P4 — MVC-distance as predictor of DFW

Annotation reliability. If instructors do not agree on what the learning objectives of a course are, or on which module teaches which objective, the graph is not measurable at all. This is the project's biggest risk and is the reason the κ ≥ 0.65 threshold is load-bearing in H2.
Spurious correlation. Curricula that are farther from greedy-MVC may be farther because they are larger, older, or serve more transfer requirements — all of which also predict DFW for independent reasons. Mitigation: partial correlation with enrollment, program age, and transfer-requirement count as covariates.
Greedy as baseline. Using a specific approximation algorithm as the reference point embeds an assumption that the "ideal" curriculum is the greedy one, which is not obvious. Mitigation: report the metric against both greedy and exhaustive-optimum on the annotated graphs, and discuss any divergence.

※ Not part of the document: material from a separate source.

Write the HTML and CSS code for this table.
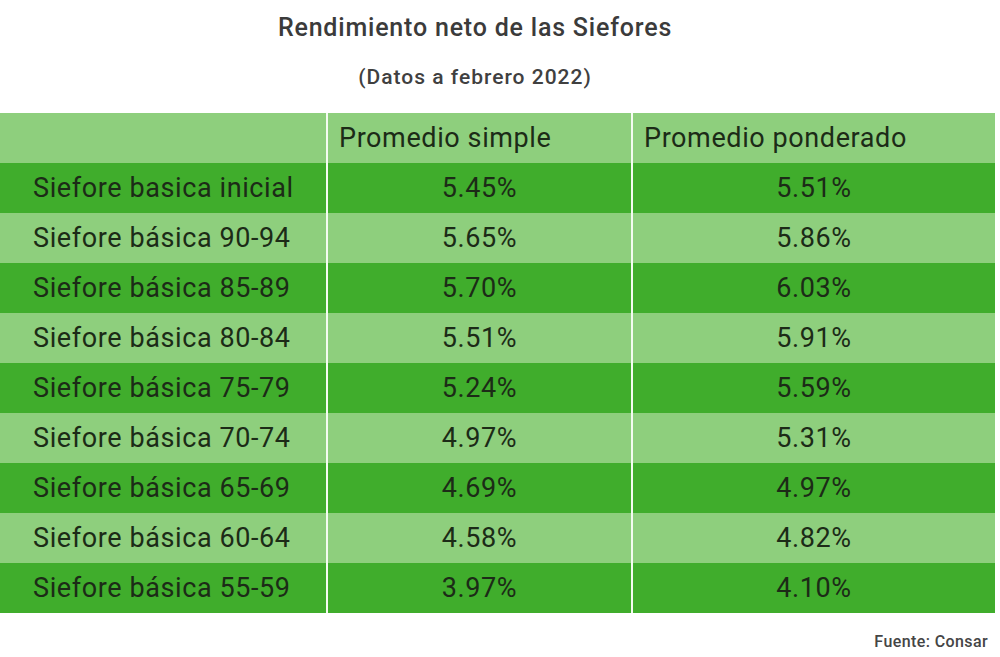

Pre-registration discipline

Each of the four projects will be pre-registered on OSF before data collection begins. Pre-registration commits, in writing and with a public timestamp, to (a) the hypothesis, (b) the sample frame, (c) the analysis plan, (d) the exclusion rules, and (e) the decision rules that determine when a result counts as supporting or refuting the hypothesis. Any deviation from the pre-registered plan is reported in the paper as a deviation, labelled as exploratory rather than confirmatory, and justified.

Pre-registration is not a methods fetish. It is the specific discipline that lets a reader distinguish between "the hypothesis was confirmed" and "the data were analyzed until something significant emerged." In a research program whose substantive claims are about the structural causes of student departure — claims that have an obvious interpretation for policy and an obvious way to be rhetorically useful whether or not they are true — the weight of that distinction is exactly as heavy as the policy implication.

Last updated: April 2026. This page is active — worked examples will grow as projects move from design into fieldwork.